Lire la chronique de Thierry Afschrift Professeur ordinaire à l'Université libre de Bruxelles.

Il y a quelques semaines, il faut bien dire que la sortie de Bart De Wever au sujet d’une très éventuelle unification de la Flandre avec les Pays-Bas a surpris tout le monde.

Il y a quelques semaines, il faut bien dire que la sortie de Bart De Wever au sujet d’une très éventuelle unification de la Flandre avec les Pays-Bas a surpris tout le monde. Certes, il existe et a toujours existé en Flandre des sympathies orangistes chez un certain nombre d’intellectuels attirés par l’unicité de langue entre leur région et les Pays-Bas et par une certaine interprétation de l’histoire. Mais il s’était toujours agi d’une idée vague présentée comme plus ou moins romantique plutôt qu’une véritable revendication politique. Il est donc très étonnant de voir le président du premier parti de Flandre se faire l’avocat d’un tel projet.

La réalité est qu’une telle union n’a existé dans l’histoire que pendant 16 années, entre 1815 et 1831, et a été imposée aux deux pays de l’étranger après la défaite de Napoléon à Waterloo et le congrès de Vienne. Bart De Wever, brillant historien, le sait très bien, tout comme il sait que l’alliance de la Hollande et de ce qui est devenu la Belgique contre l’occupant espagnol au 16e siècle n’a existé que dans l’opposition à un pouvoir exécré, était entravée par des conflits religieux et n’a abouti qu’à une sévère défaite.

Surtout, il paraît très peu cohérent pour un nationaliste flamand de choisir l’absorption par les Pays-Bas. La N-VA a habituellement eu une haute idée de la “nation flamande”. On peut le lui reprocher et considérer, au contraire, que la nation n’est que l’ensemble des personnes forcées d’obéir à un même pouvoir. Mais si l’on est nationaliste comme Bart De Wever, c’est que l’on part de l’idée que la Flandre a au contraire une spécificité, non seulement par rapport à la Wallonie mais aussi par rapport au reste du monde, y compris les Pays-Bas. On comprend alors difficilement qu’on accepte de diluer cette “nation” dans un ensemble plus grand. La seule chose qu’on pouvait trouver d’assez sympathique dans le projet nationaliste flamand, c’était l’idée de rapprocher le pouvoir du citoyen. Faire diriger la Flandre depuis La Haye, c’est, il faut bien le dire, exactement le contraire!

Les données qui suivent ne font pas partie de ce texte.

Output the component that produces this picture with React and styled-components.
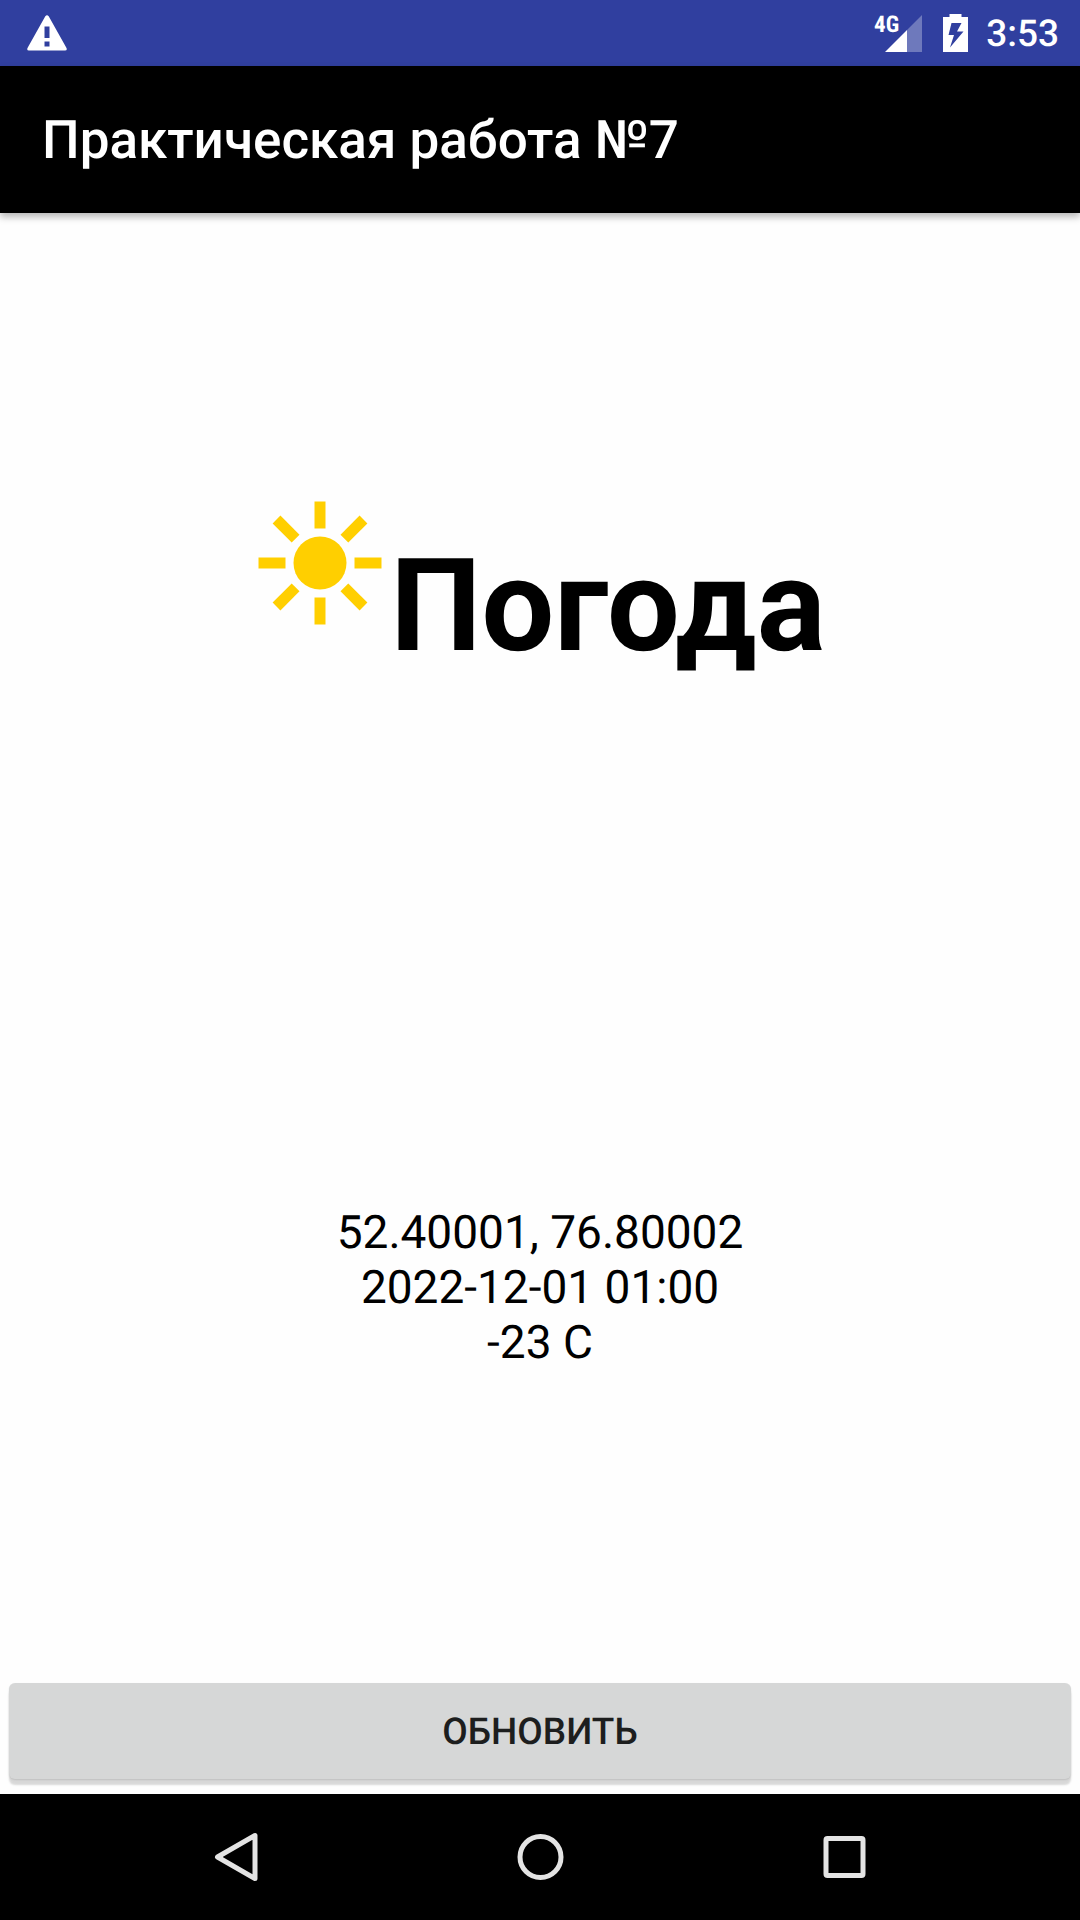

Il est tout aussi étrange de voir des nationalistes flamands, fer de lance d’une région dominante en Belgique, qui a près de 60% des sièges au parlement national, envisager de se retrouver très minorisés dans un ensemble néerlando-flamand dont la Flandre ne représenterait qu’environ 30%. Est-ce vraiment comme cela qu’elle a le plus de chances de faire entendre sa voix? Poser la question, c’est déjà y répondre …

Enfin, on comprend assez peu qu’un homme politique aussi aguerri que le président de la N-VA s’aventure à exprimer une telle idée, dont il sait bien qu’elle n’a pratiquement aucune chance de succès. Il suffit d’observer le silence absolu que sa déclaration a entraîné dans le pays le plus directement concerné, les Pays-Bas eux-mêmes. Il ne semble vraiment pas que les politiciens néerlandais croient à une telle illusion.

On peut enfin difficilement brouiller plus l’image d’un parti N-VA, perçu de plus en plus souvent comme relativement raisonnable, qu’en paraissant substituer à son idée de toujours, le nationalisme flamand et l’indépendance de sa région, par une chimère de rattachement aux Pays-Bas. Comment l’électeur pourrait-il être séduit par cette idée qui ne semble vraiment pas être populaire en Flandre? Ou alors faut-il conclure qu’ils sont prêts à tout faire pourvu qu’ils se débarrassent des francophones?